I was very peripherally involved in being shown a demonstration battery bus in Edinburgh, in what must have been 1972 (it was the old K suffix registration). We joked it was just a milk float with about 25 seats. The manufacturer (Chloride?) I recall at the time saying exactly the same thing, that battery technology was advancing so rapidly that in a "few years" they would be up to diesel performance.
46 years on they are still nowhere near.
To be honest, with modern lightweight construction techniques you could probably build a battery electric multiple unit with Pacer levels of performance. By all accounts the BEMU in the 50s didn't have particularily poor performance.
Recharging would be more challenging but 750Vdc tram/third rail systems could be provided in stations and other convenient areas.
There will be 170 electric buses operating in London by next year. Technology is still advancing, but they've already reached a point when they can be used in service
The SMILE is more of a dedicated high speed train (more comparable to a Siemens Velaro or a Bombardier Zefiro) - a Flirt 200 would probably be better matched to XC
I am uncertain as to how transformer/control electronics can solve the basic problem of a diesel engine of less than 1000bhp being able to match the power output of, say, 4000bhp in pure electric mode.
The Government’s left hand doesn’t know what the right hand is doing!
It may not need to; typically the diesel bit of a bi-mode route will be slower than the electric bit anyway.
Is it not the case that the limitations of bi-modes have influenced where they're proposed, rather than the other way around?

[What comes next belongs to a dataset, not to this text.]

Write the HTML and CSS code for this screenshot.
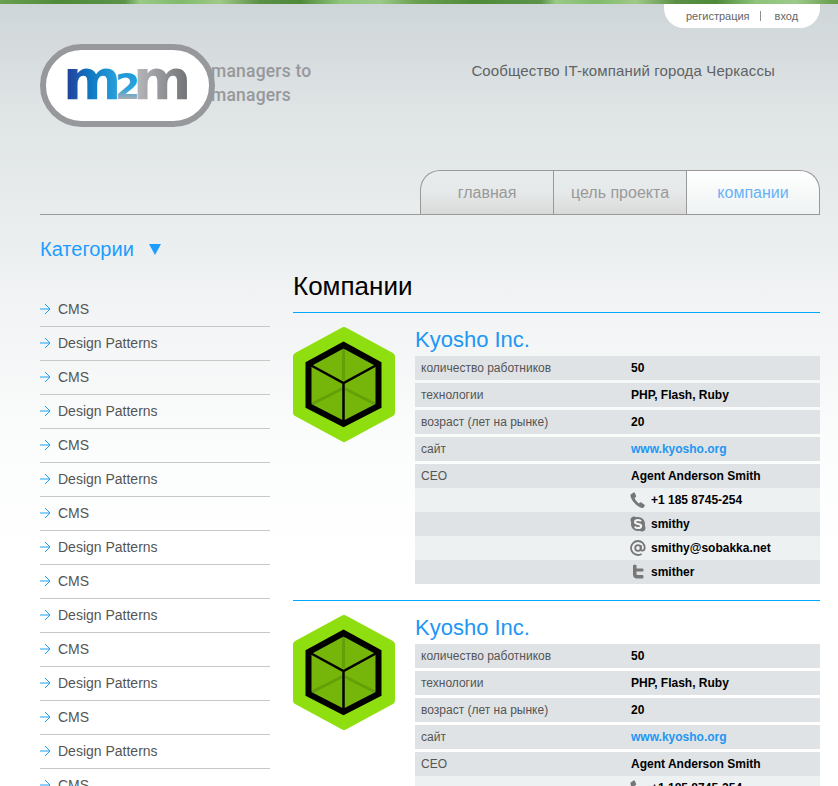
FILE: index.html
```html
<!DOCTYPE html>
<html lang="ru">
<head>
<meta charset="utf-8">
<title>m2m — Компании</title>
<link rel="stylesheet" href="styles.css">
</head>
<body>
<svg class="sprites" width="0" height="0" aria-hidden="true">
  <defs>
    <linearGradient id="mBlue" gradientUnits="userSpaceOnUse" x1="20" y1="0" x2="72" y2="0">
      <stop offset="0" stop-color="#243f9b"/><stop offset=".45" stop-color="#0f78c2"/><stop offset="1" stop-color="#2aa3de"/>
    </linearGradient>
    <linearGradient id="mGray" gradientUnits="userSpaceOnUse" x1="90" y1="0" x2="142" y2="0">
      <stop offset="0" stop-color="#b5b6b9"/><stop offset="1" stop-color="#707175"/>
    </linearGradient>
    <linearGradient id="mTwo" gradientUnits="userSpaceOnUse" x1="0" y1="22" x2="0" y2="48">
      <stop offset="0" stop-color="#1f9ad8"/><stop offset=".6" stop-color="#2aa3de"/><stop offset="1" stop-color="#a9adb3"/>
    </linearGradient>
    <symbol id="hex" viewBox="0 0 102 115">
      <path class="hex-bg" d="M51 4 98 29.500V85.500L51 111 4 85.500V29.500Z"/>
      <path class="hex-cube" d="M50.500 18 85.500 37V79L50.500 97 15.500 79V37Z"/>
      <path class="hex-back" d="M50.500 18V53M50.500 61 17 78M50.500 61 84 78"/>
      <path class="hex-front" d="M15.500 37 50.500 56 85.500 37M50.500 56V97"/>
      <path class="hex-edge" d="M50.500 18 85.500 37V79L50.500 97 15.500 79V37Z"/>
    </symbol>
    <symbol id="arrow" viewBox="0 0 11 12">
      <path d="M0 6H10M5 1 10 6 5 11" fill="none" stroke="#1ca0f5" stroke-width="1"/>
    </symbol>
    <symbol id="phone" viewBox="0 0 16 16">
      <path d="M1 2.200 3.600.5c.5-.3 1-.1 1.200.4l1.300 2.900c.2.500.1.900-.3 1.200L4.600 6c.6 2 2.400 4.300 4.300 5.400l1.100-1c.4-.3.900-.3 1.300 0l3.200 2.300c.4.300.5.800.2 1.200l-1.200 1.700c-.4.500-1 .6-1.600.4C6.300 14.100 1.600 8.800.4 3.700.3 3 .5 2.500 1 2.200Z"/>
    </symbol>
    <symbol id="skype" viewBox="0 0 16 16">
      <path d="M4 .5c1 0 1.700.4 2.300.7C6.800 1 7.400 1 8 1c4 0 7 3 7 7 0 .6 0 1.100-.2 1.700.3.600.7 1.300.7 2.300 0 2-1.500 3.500-3.500 3.500-1 0-1.700-.4-2.300-.7-.6.2-1.100.2-1.700.2-4 0-7-3-7-7 0-.6 0-1.200.2-1.700C.9 5.700.5 5 .5 4 .5 2 2 .5 4 .5Z"/>
      <path class="skype-s" d="M11 5.300C10.400 4.300 9.300 3.900 8 3.900c-1.700 0-3 .8-3 2.100 0 2.900 6.200 1.300 6.200 4 0 1.300-1.300 2.100-3.100 2.100-1.500 0-2.700-.6-3.300-1.700"/>
    </symbol>
    <symbol id="at" viewBox="0 0 16 16">
      <circle class="at-line" cx="8" cy="8" r="2.800"/>
      <path class="at-line" d="M10.800 5v4.200c0 2.200 3.900 2 3.900-1.400C14.700 3.800 11.600 1 8 1 4.100 1 1 4.100 1 8s3.100 7 7 7c1.500 0 2.600-.3 3.700-1"/>
    </symbol>
    <symbol id="twitter" viewBox="0 0 16 16">
      <path d="M3 1.500c0-.8 3.500-1 3.500 0v3h6.200c1 0 1.200 3 0 3H6.500v2.300c0 .8.400 1.200 1.200 1.200h5c1 0 1.200 3.500 0 3.500H7c-2.500 0-4-1.500-4-4Z"/>
    </symbol>
  </defs>
</svg>

<div class="strip"></div>
<div class="page">
  <header class="header">
    <div class="auth">
      <a class="auth-link" href="#">регистрация</a>
      <span class="auth-sep"></span>
      <a class="auth-link" href="#">вход</a>
    </div>
    <div class="brand">
      <div class="logo">
        <svg class="logo-mark" width="162" height="80" viewBox="0 -5 162 80" role="img" aria-label="m2m">
          <text class="logo-text" y="47.500"><tspan x="16" fill="url(#mBlue)">m</tspan><tspan class="logo-two" x="68" fill="url(#mTwo)">2</tspan><tspan x="86" fill="url(#mGray)">m</tspan></text>
        </svg>
      </div>
      <div class="tagline">managers to<br>managers</div>
      <div class="slogan">Сообщество IT-компаний города Черкассы</div>
    </div>
    <nav class="nav">
      <a class="tab tab-first" href="#">главная</a>
      <a class="tab" href="#">цель проекта</a>
      <a class="tab tab-active" href="#">компании</a>
    </nav>
  </header>

  <div class="content">
    <aside class="sidebar">
      <h2 class="cat-title">Категории <span class="cat-tri"></span></h2>
      <ul class="cat-list">
        <li class="cat-item"><svg class="cat-arrow"><use href="#arrow"/></svg>CMS</li>
        <li class="cat-item"><svg class="cat-arrow"><use href="#arrow"/></svg>Design Patterns</li>
        <li class="cat-item"><svg class="cat-arrow"><use href="#arrow"/></svg>CMS</li>
        <li class="cat-item"><svg class="cat-arrow"><use href="#arrow"/></svg>Design Patterns</li>
        <li class="cat-item"><svg class="cat-arrow"><use href="#arrow"/></svg>CMS</li>
        <li class="cat-item"><svg class="cat-arrow"><use href="#arrow"/></svg>Design Patterns</li>
        <li class="cat-item"><svg class="cat-arrow"><use href="#arrow"/></svg>CMS</li>
        <li class="cat-item"><svg class="cat-arrow"><use href="#arrow"/></svg>Design Patterns</li>
        <li class="cat-item"><svg class="cat-arrow"><use href="#arrow"/></svg>CMS</li>
        <li class="cat-item"><svg class="cat-arrow"><use href="#arrow"/></svg>Design Patterns</li>
        <li class="cat-item"><svg class="cat-arrow"><use href="#arrow"/></svg>CMS</li>
        <li class="cat-item"><svg class="cat-arrow"><use href="#arrow"/></svg>Design Patterns</li>
        <li class="cat-item"><svg class="cat-arrow"><use href="#arrow"/></svg>CMS</li>
        <li class="cat-item"><svg class="cat-arrow"><use href="#arrow"/></svg>Design Patterns</li>
        <li class="cat-item"><svg class="cat-arrow"><use href="#arrow"/></svg>CMS</li>
      </ul>
    </aside>

    <main class="main">
      <h1 class="title">Компании</h1>
      <div class="rule"></div>

      <article class="company">
        <svg class="company-logo"><use href="#hex"/></svg>
        <div class="company-body">
          <h3 class="company-name">Kyosho Inc.</h3>
          <div class="row"><span class="label">количество работников</span><span class="value">50</span></div>
          <div class="row"><span class="label">технологии</span><span class="value">PHP, Flash, Ruby</span></div>
          <div class="row"><span class="label">возраст (лет на рынке)</span><span class="value">20</span></div>
          <div class="row"><span class="label">сайт</span><a class="value value-link" href="#">www.kyosho.org</a></div>
          <div class="ceo">
            <div class="row"><span class="label">CEO</span><span class="value">Agent Anderson Smith</span></div>
            <div class="row row-light"><span class="label"></span><svg class="icon"><use href="#phone"/></svg><span class="value">+1 185 8745-254</span></div>
            <div class="row"><span class="label"></span><svg class="icon"><use href="#skype"/></svg><span class="value">smithy</span></div>
            <div class="row row-light"><span class="label"></span><svg class="icon"><use href="#at"/></svg><span class="value">smithy@sobakka.net</span></div>
            <div class="row"><span class="label"></span><svg class="icon"><use href="#twitter"/></svg><span class="value">smither</span></div>
          </div>
        </div>
      </article>
      <div class="rule"></div>

      <article class="company">
        <svg class="company-logo"><use href="#hex"/></svg>
        <div class="company-body">
          <h3 class="company-name">Kyosho Inc.</h3>
          <div class="row"><span class="label">количество работников</span><span class="value">50</span></div>
          <div class="row"><span class="label">технологии</span><span class="value">PHP, Flash, Ruby</span></div>
          <div class="row"><span class="label">возраст (лет на рынке)</span><span class="value">20</span></div>
          <div class="row"><span class="label">сайт</span><a class="value value-link" href="#">www.kyosho.org</a></div>
          <div class="ceo">
            <div class="row"><span class="label">CEO</span><span class="value">Agent Anderson Smith</span></div>
            <div class="row row-light"><span class="label"></span><svg class="icon"><use href="#phone"/></svg><span class="value">+1 185 8745-254</span></div>
            <div class="row"><span class="label"></span><svg class="icon"><use href="#skype"/></svg><span class="value">smithy</span></div>
            <div class="row row-light"><span class="label"></span><svg class="icon"><use href="#at"/></svg><span class="value">smithy@sobakka.net</span></div>
            <div class="row"><span class="label"></span><svg class="icon"><use href="#twitter"/></svg><span class="value">smither</span></div>
          </div>
        </div>
      </article>
    </main>
  </div>
</div>
</body>
</html>
```
FILE: styles.css
```css
* { box-sizing: border-box; }
html, body { margin: 0; padding: 0; height: 100%; overflow: hidden; }
body {
  font-family: "Liberation Sans", Arial, sans-serif;
  background: linear-gradient(180deg, #ced5d8 0, #dfe4e5 110px, #e8ecec 210px, #f1f3f4 300px, #fbfcfc 440px, #ffffff 560px);
}
.sprites { position: absolute; }
.hex-bg { fill: #8fde0f; stroke: #8fde0f; stroke-width: 8; stroke-linejoin: round; }
.hex-cube { fill: #76b60a; }
.hex-back { fill: none; stroke: #649e08; stroke-width: 3; }
.hex-front { fill: none; stroke: #000; stroke-width: 2.500; }
.hex-edge { fill: none; stroke: #000; stroke-width: 6; }
.skype-s { fill: none; stroke: #f2f4f5; stroke-width: 2; }
.at-line { fill: none; stroke: #777; stroke-width: 1.800; }

.strip {
  height: 4px;
  background: repeating-linear-gradient(90deg, #6aa050 0, #4f8a3a 60px, #5b9448 125px, #9bc987 140px, #7fbb6a 180px, #a0c888 220px, #5a9045 260px, #4f8a3a 300px, #8ec47b 340px, #9cc98a 380px, #6aa050 416px);
}
.page { padding: 0 18px 0 40px; }

.auth {
  display: flex;
  align-items: center;
  justify-content: flex-start;
  width: 156px;
  height: 24px;
  margin-left: auto;
  padding-left: 22px;
  background: #fff;
  border-radius: 0 0 20px 20px;
  font-size: 11px;
}
.auth-link { color: #666; text-decoration: none; }
.auth-sep { width: 1px; height: 10px; margin: 0 14px 0 10px; background: #8a8f92; }

.brand { display: flex; align-items: flex-start; margin-top: 16px; height: 83px; }
.logo {
  position: relative;
  z-index: 1;
  flex: none;
  width: 175px;
  height: 83px;
  display: flex;
  align-items: center;
  justify-content: center;
  background: #fff;
  border: 6.500px solid #97989c;
  border-radius: 42px;
}
.logo-mark { flex: none; }
.logo-text { font-family: "DejaVu Sans", sans-serif; font-weight: 700; font-size: 56px; }
.logo-two { font-size: 36px; }
.tagline {
  margin: 15px 0 0 -4px;
  font-family: "Roboto", sans-serif;
  font-weight: 500;
  font-size: 17.500px;
  line-height: 24px;
  letter-spacing: .2px;
  color: #97989c;
}
.slogan {
  margin: 18px 0 0 auto;
  padding-right: 45px;
  font-size: 15px;
  letter-spacing: .13px;
  line-height: 18px;
  color: #5f6365;
}

.nav {
  display: flex;
  justify-content: flex-end;
  margin-top: 43px;
  border-bottom: 1px solid #999;
}
.tab {
  width: 133px;
  height: 44px;
  display: flex;
  align-items: center;
  justify-content: center;
  border: 1px solid #999;
  border-width: 1px 1px 0 0;
  background: linear-gradient(180deg, #e8ecec 0, #e6e9e9 50%, #d9d9d9 100%);
  color: #999;
  font-size: 16px;
  text-decoration: none;
}
.tab-first { width: 134px; border-left-width: 1px; border-top-left-radius: 20px; }
.tab-active {
  background: linear-gradient(180deg, #ffffff 0, #eff3f3 100%);
  color: #67b2f6;
  border-top-right-radius: 20px;
}

.content { display: flex; gap: 23px; }
.sidebar { flex: none; width: 230px; }
.cat-title {
  margin: 21px 0 0;
  height: 26px;
  display: flex;
  align-items: center;
  font-weight: 400;
  font-size: 20px;
  line-height: 26px;
  color: #1c9dff;
}
.cat-tri {
  margin: 0 0 0 15px;
  border-top: 11px solid #1c9dff;
  border-left: 6px solid transparent;
  border-right: 6px solid transparent;
}
.cat-list { margin: 31px 0 0; padding: 0; list-style: none; }
.cat-item {
  height: 34px;
  display: flex;
  align-items: center;
  padding-bottom: 1px;
  border-bottom: 1px solid #c8c8c8;
  font-size: 14px;
  color: #555;
}
.cat-arrow { flex: none; width: 11px; height: 12px; margin-right: 7px; }

.main { flex: 1; min-width: 0; }
.title {
  margin: 0;
  height: 97px;
  padding-top: 55px;
  font-weight: 400;
  font-size: 26px;
  line-height: 32px;
  color: #000;
}
.rule { height: 1px; background: #00a8ff; }
.company {
  display: flex;
  gap: 20px;
  height: 287px;
  padding-top: 14px;
}
.company-logo { flex: none; width: 102px; height: 115px; }
.company-body { flex: 1; min-width: 0; }
.company-name {
  margin: 0;
  height: 29px;
  font-weight: 400;
  font-size: 22px;
  line-height: 26px;
  color: #2196f3;
}
.row {
  display: flex;
  align-items: center;
  height: 24px;
  margin-bottom: 3px;
  background: #dfe3e5;
  font-size: 12px;
}
.ceo .row { margin-bottom: 0; }
.row-light { background: #eef1f2; }
.label { flex: none; width: 216px; padding-left: 6px; color: #555; }
.value { font-weight: 700; color: #000; }
.value-link { color: #2196f3; text-decoration: none; }
.icon { flex: none; width: 16px; height: 16px; margin: 0 5px 0 -1px; fill: #777; }
```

The IEP bi-mode being acceptable with lower performance on diesel, as this mode is only used at the extremities (or was planned as such) where linespeeds and loadings are lower. Contrast with Trans-Pennine where the ridiculous Grayling proposal to NOT electrify precisely the stretch where electric traction offers the greatest benefit- the steeply-graded cross-Pennine section.
46 years on, Edinburgh has a bus route that uses battery-powered buses. They were introduced last year.
That doesn't mean that long-distance trains are about to be running around on battery power; it works for buses because they spend so much of their time at low speed or stopped!
It is however quite possibly feasible for a low speed branch line using a lightweight, tram-style train, though.
A good place to trial something like that would be the Stourbridge branch.